Material

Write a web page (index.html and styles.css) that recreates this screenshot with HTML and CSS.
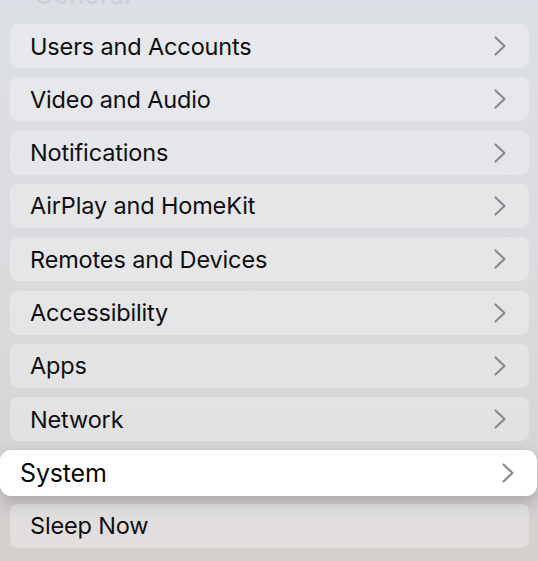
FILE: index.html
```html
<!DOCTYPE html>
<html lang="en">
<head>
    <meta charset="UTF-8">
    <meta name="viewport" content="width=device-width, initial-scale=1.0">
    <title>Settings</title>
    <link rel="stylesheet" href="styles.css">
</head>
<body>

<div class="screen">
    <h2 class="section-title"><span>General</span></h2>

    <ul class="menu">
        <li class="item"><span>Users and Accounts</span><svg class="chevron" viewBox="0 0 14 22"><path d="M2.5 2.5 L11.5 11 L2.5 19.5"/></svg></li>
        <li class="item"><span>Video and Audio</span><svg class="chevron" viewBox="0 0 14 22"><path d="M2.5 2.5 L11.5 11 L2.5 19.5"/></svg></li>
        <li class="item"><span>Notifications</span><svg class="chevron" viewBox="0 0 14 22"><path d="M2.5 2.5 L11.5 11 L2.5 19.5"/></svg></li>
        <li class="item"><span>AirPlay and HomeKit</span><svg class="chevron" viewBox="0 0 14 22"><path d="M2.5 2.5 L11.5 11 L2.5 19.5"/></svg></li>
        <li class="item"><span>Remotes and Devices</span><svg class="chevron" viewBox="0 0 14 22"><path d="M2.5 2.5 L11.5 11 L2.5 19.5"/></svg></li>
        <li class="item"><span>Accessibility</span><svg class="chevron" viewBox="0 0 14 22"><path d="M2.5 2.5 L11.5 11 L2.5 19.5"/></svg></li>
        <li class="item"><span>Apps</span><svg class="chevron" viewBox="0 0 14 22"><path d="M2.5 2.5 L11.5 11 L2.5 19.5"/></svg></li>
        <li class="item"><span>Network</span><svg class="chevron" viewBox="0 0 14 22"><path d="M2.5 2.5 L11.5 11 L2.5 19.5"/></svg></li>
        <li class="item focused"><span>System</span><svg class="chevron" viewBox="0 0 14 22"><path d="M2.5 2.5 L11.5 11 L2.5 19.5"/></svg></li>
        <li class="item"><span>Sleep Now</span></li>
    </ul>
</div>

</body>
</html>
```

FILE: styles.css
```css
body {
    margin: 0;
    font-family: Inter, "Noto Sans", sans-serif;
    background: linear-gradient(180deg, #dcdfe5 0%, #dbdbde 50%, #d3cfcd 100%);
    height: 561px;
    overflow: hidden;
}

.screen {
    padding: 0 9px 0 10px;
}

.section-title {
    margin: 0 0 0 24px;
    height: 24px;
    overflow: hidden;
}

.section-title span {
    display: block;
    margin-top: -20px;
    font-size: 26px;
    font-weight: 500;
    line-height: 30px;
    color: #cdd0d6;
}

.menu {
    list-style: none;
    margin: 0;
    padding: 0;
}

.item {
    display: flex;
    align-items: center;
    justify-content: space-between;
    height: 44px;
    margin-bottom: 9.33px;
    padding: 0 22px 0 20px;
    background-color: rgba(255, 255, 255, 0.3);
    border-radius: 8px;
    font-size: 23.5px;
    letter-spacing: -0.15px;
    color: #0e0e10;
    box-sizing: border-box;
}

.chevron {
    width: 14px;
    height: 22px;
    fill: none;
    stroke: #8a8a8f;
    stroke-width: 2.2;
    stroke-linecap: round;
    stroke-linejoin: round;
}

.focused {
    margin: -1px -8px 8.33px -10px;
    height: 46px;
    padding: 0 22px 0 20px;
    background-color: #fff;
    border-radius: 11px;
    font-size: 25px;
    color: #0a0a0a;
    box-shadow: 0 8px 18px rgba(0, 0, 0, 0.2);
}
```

What you should do
Extract every line of the data exactly; pictures stay out.

The output
Write a web page (index.html and styles.css) that recreates this screenshot with HTML and CSS.
FILE: index.html
```html
<!DOCTYPE html>
<html lang="en">
<head>
    <meta charset="UTF-8">
    <meta name="viewport" content="width=device-width, initial-scale=1.0">
    <title>Settings</title>
    <link rel="stylesheet" href="styles.css">
</head>
<body>

<div class="screen">
    <h2 class="section-title"><span>General</span></h2>

    <ul class="menu">
        <li class="item"><span>Users and Accounts</span><svg class="chevron" viewBox="0 0 14 22"><path d="M2.5 2.5 L11.5 11 L2.5 19.5"/></svg></li>
        <li class="item"><span>Video and Audio</span><svg class="chevron" viewBox="0 0 14 22"><path d="M2.5 2.5 L11.5 11 L2.5 19.5"/></svg></li>
        <li class="item"><span>Notifications</span><svg class="chevron" viewBox="0 0 14 22"><path d="M2.5 2.5 L11.5 11 L2.5 19.5"/></svg></li>
        <li class="item"><span>AirPlay and HomeKit</span><svg class="chevron" viewBox="0 0 14 22"><path d="M2.5 2.5 L11.5 11 L2.5 19.5"/></svg></li>
        <li class="item"><span>Remotes and Devices</span><svg class="chevron" viewBox="0 0 14 22"><path d="M2.5 2.5 L11.5 11 L2.5 19.5"/></svg></li>
        <li class="item"><span>Accessibility</span><svg class="chevron" viewBox="0 0 14 22"><path d="M2.5 2.5 L11.5 11 L2.5 19.5"/></svg></li>
        <li class="item"><span>Apps</span><svg class="chevron" viewBox="0 0 14 22"><path d="M2.5 2.5 L11.5 11 L2.5 19.5"/></svg></li>
        <li class="item"><span>Network</span><svg class="chevron" viewBox="0 0 14 22"><path d="M2.5 2.5 L11.5 11 L2.5 19.5"/></svg></li>
        <li class="item focused"><span>System</span><svg class="chevron" viewBox="0 0 14 22"><path d="M2.5 2.5 L11.5 11 L2.5 19.5"/></svg></li>
        <li class="item"><span>Sleep Now</span></li>
    </ul>
</div>

</body>
</html>
```

FILE: styles.css
```css
body {
    margin: 0;
    font-family: Inter, "Noto Sans", sans-serif;
    background: linear-gradient(180deg, #dcdfe5 0%, #dbdbde 50%, #d3cfcd 100%);
    height: 561px;
    overflow: hidden;
}

.screen {
    padding: 0 9px 0 10px;
}

.section-title {
    margin: 0 0 0 24px;
    height: 24px;
    overflow: hidden;
}

.section-title span {
    display: block;
    margin-top: -20px;
    font-size: 26px;
    font-weight: 500;
    line-height: 30px;
    color: #cdd0d6;
}

.menu {
    list-style: none;
    margin: 0;
    padding: 0;
}

.item {
    display: flex;
    align-items: center;
    justify-content: space-between;
    height: 44px;
    margin-bottom: 9.33px;
    padding: 0 22px 0 20px;
    background-color: rgba(255, 255, 255, 0.3);
    border-radius: 8px;
    font-size: 23.5px;
    letter-spacing: -0.15px;
    color: #0e0e10;
    box-sizing: border-box;
}

.chevron {
    width: 14px;
    height: 22px;
    fill: none;
    stroke: #8a8a8f;
    stroke-width: 2.2;
    stroke-linecap: round;
    stroke-linejoin: round;
}

.focused {
    margin: -1px -8px 8.33px -10px;
    height: 46px;
    padding: 0 22px 0 20px;
    background-color: #fff;
    border-radius: 11px;
    font-size: 25px;
    color: #0a0a0a;
    box-shadow: 0 8px 18px rgba(0, 0, 0, 0.2);
}
```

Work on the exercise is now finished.